Dunkle refuses to let women like Sanora Babb be forgotten, and she has dedicated her career to remembering and celebrating their achievements. Her most recent book, Charmian Kittredge London: Trailblazer, Author, Adventurer, follows London’s remarkable life as a writer, editor and business woman. She was also Jack London’s wife. Over the fall break, my parents and I visited the Londons’ ranch in Glen Ellen. It was one of those beautiful winter days — we listened to a De La Soul album on our car’s CD player as we drove towards the park, watching the cold sun drift over the sloping Sonoma hills. The sign leading into the property was painted on a giant piece of wood: “Jack London State Park,” it read, in big white letters. However, as we explored the ranch, Charmian’s hand felt far more present than her husband's. She was an active business partner in the property, and edited several of her husband’s novels. The state park’s exhibit on Charmian London was heavily inspired by Dunkle’s biography. One plaque notes that the couple regularly practiced boxing together, and Charmian once punched her husband into a wall so hard that he cracked the wood panelling. As we walked through Charmian’s rooms in the couple’s cottage, I remembered what Dunkle had said about dreams. The museum showed the texture of her life: her books, her chairs, the view out her window. It was like a template for a daydream. I imagined Charmian going about her business, doing a run of the property, writing at her desk. The simple act of preserving her space made it so easy to imagine her life, and to understand the depth of her singularity.

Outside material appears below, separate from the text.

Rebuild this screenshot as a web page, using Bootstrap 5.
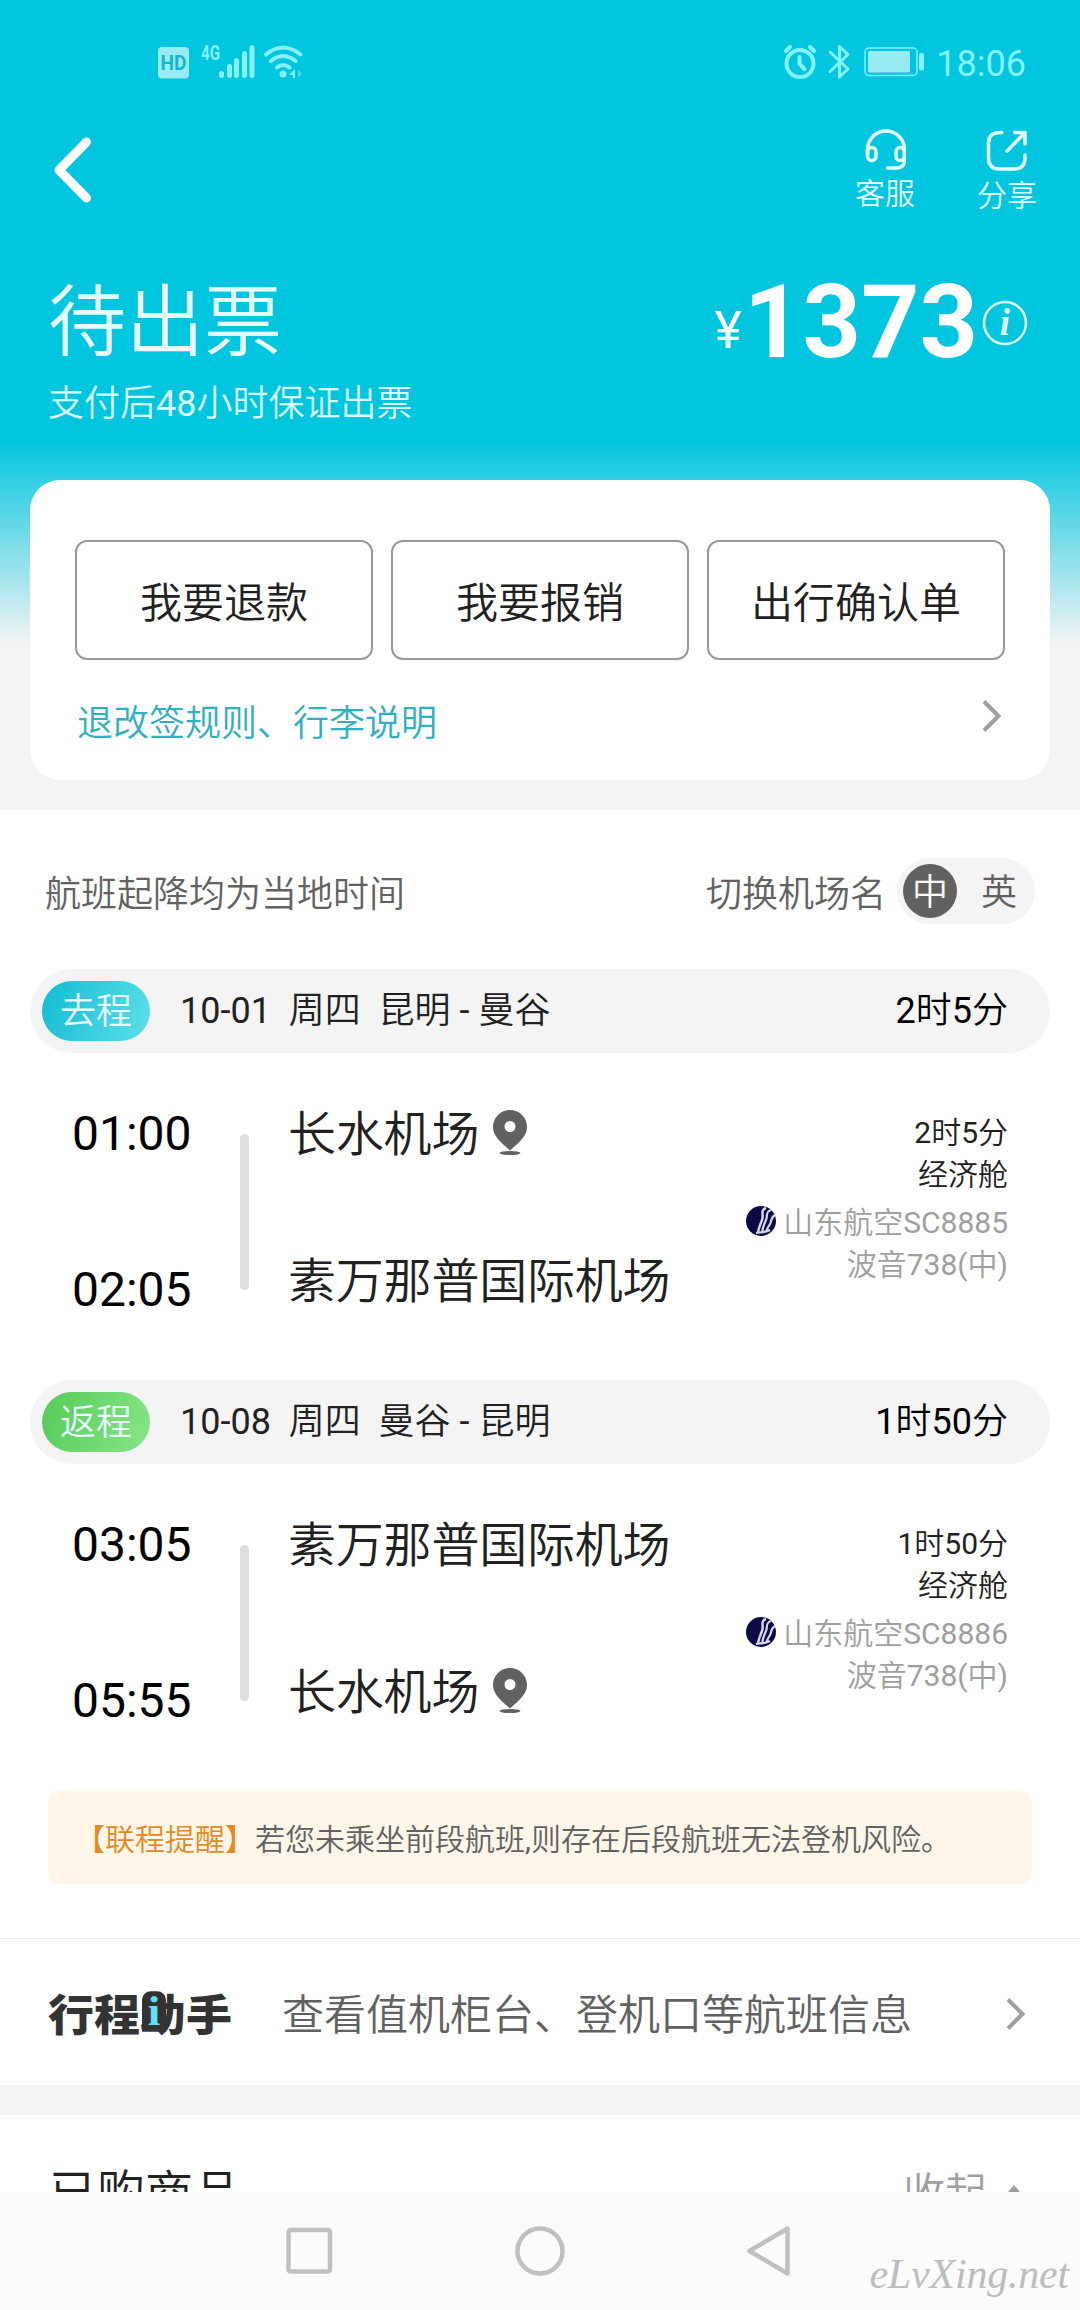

In her memoir, A Ghost in the Throat (2020), the Irish writer Doireann Ní Ghríofa describes a sunken oak forest near County Cork. Once called The Gearagh, the forest was flooded to provide hydroelectric power to the city. Now just the tips of the trees poke out of the surface of the water. It’s a ghostly image, and an apt metaphor for the traces of women in historical and literary records. They are hands reaching out of some great body of water, grasping to make their presence known — and it is up to us to dive beneath the surface, to see the true depth of their contributions.